Somethings are so different over here they lead to that phenomenon wisely known as culture shock. It is also, in my case the shock of the new, the different, and the shock of finding that space between they way things are done here vs “my way”.

I am fervently not a suburbanite, having lived in the centre of cities and within walking distance or lucky throw to anything I might reasonably need: dry-cleaners. chocolate, lattes, sushi, wall hooks, bank, fountain pen ink. At one point during the Montreal Years when the cost of city dwelling ( i.e. the cost of a house for city dwelling) was more than what we should be spending, we thought about moving out to the Burbs. For about 2 days. And then decided that we would rather be in debt then live all the way out there and in our two cars.
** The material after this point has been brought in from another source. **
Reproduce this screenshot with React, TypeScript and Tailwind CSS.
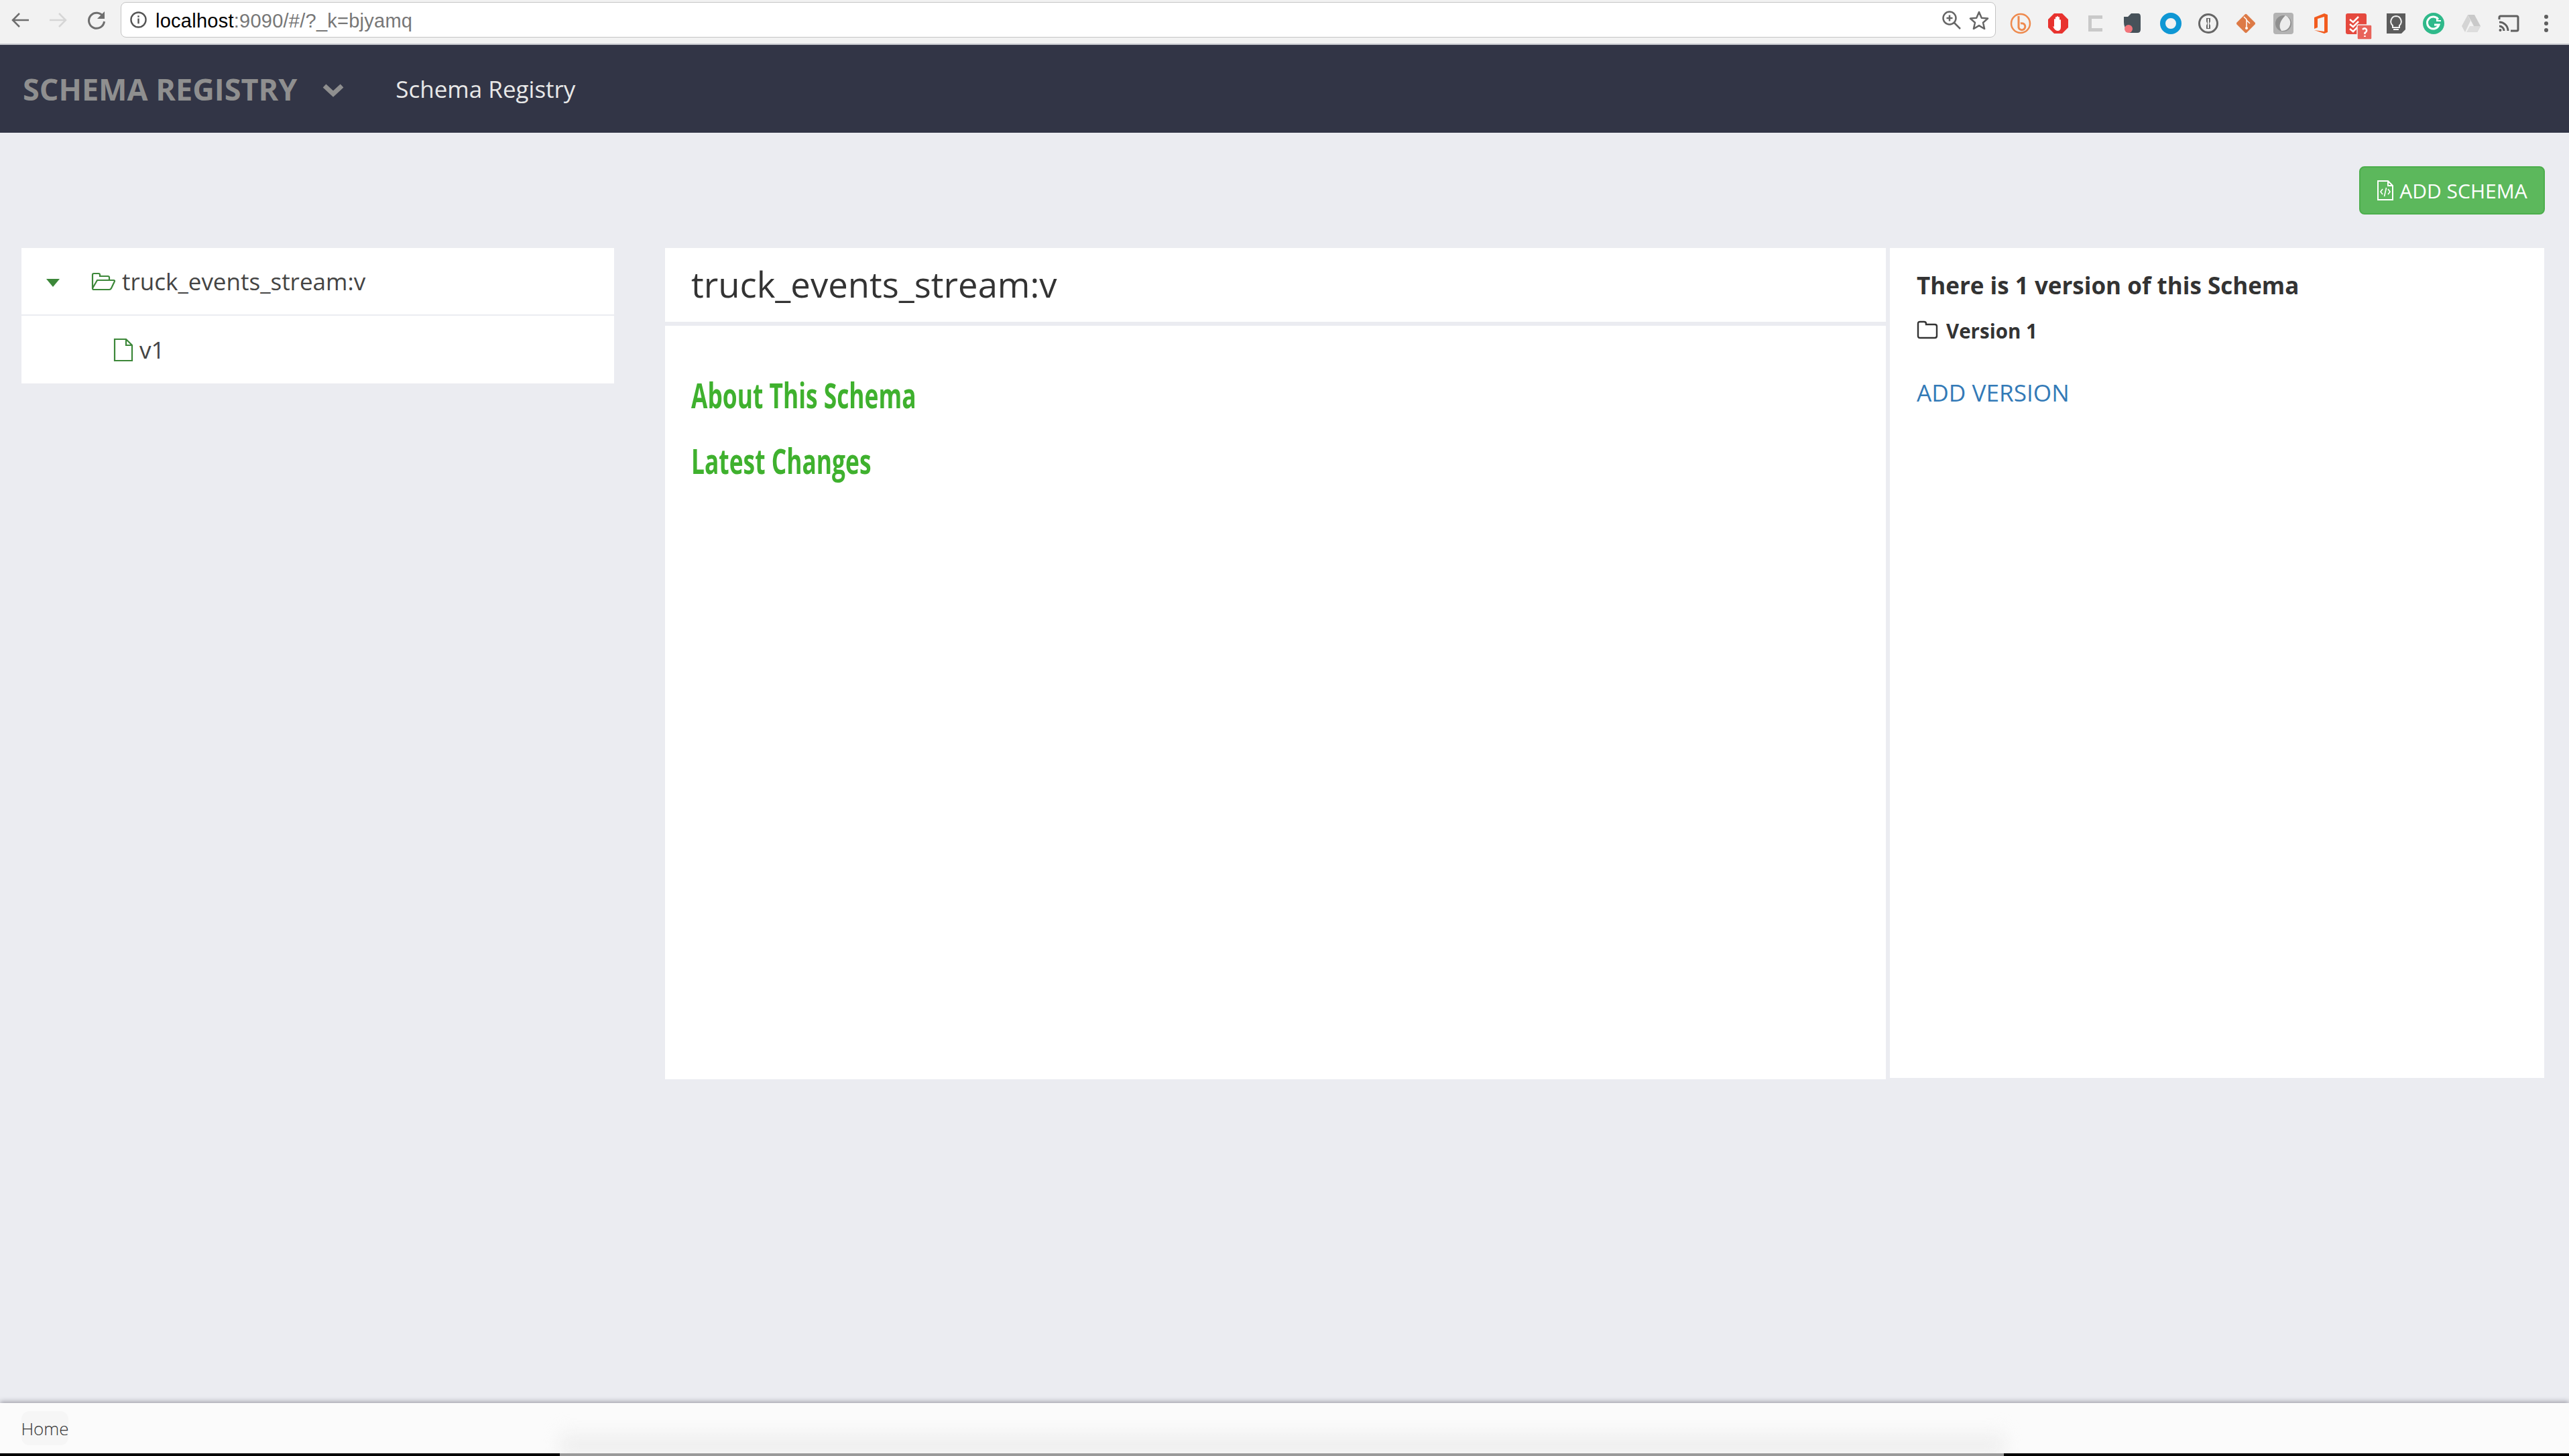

Bahrain is essentially, apart from one or two small neighbourhoods intended for yuppies and dinks, one large suburb. Every time I want to buy a singular item of some importance, say milk or fizzy water, or get something done, say pedicure or tailor, I have to drive for at least 20 minutes on a very fast highway to get to a mall.

Our house is exactly the same as the one next door, cookie cutter/lego village style, and we have a guard at a large entrance gate, Florida gated community style. I am living the suburban dream with two cars and a golf course nearby.  It has only been a month but the thought of getting in the car has filled me with the need to micro manage and organize so as to minimize the amount of time I spend in a very large mall.  I often day dream of the inner city neighbourhood where I could walk out my front door, accomplish all manner of task within a kilometer radius, and then return back home, all on foot.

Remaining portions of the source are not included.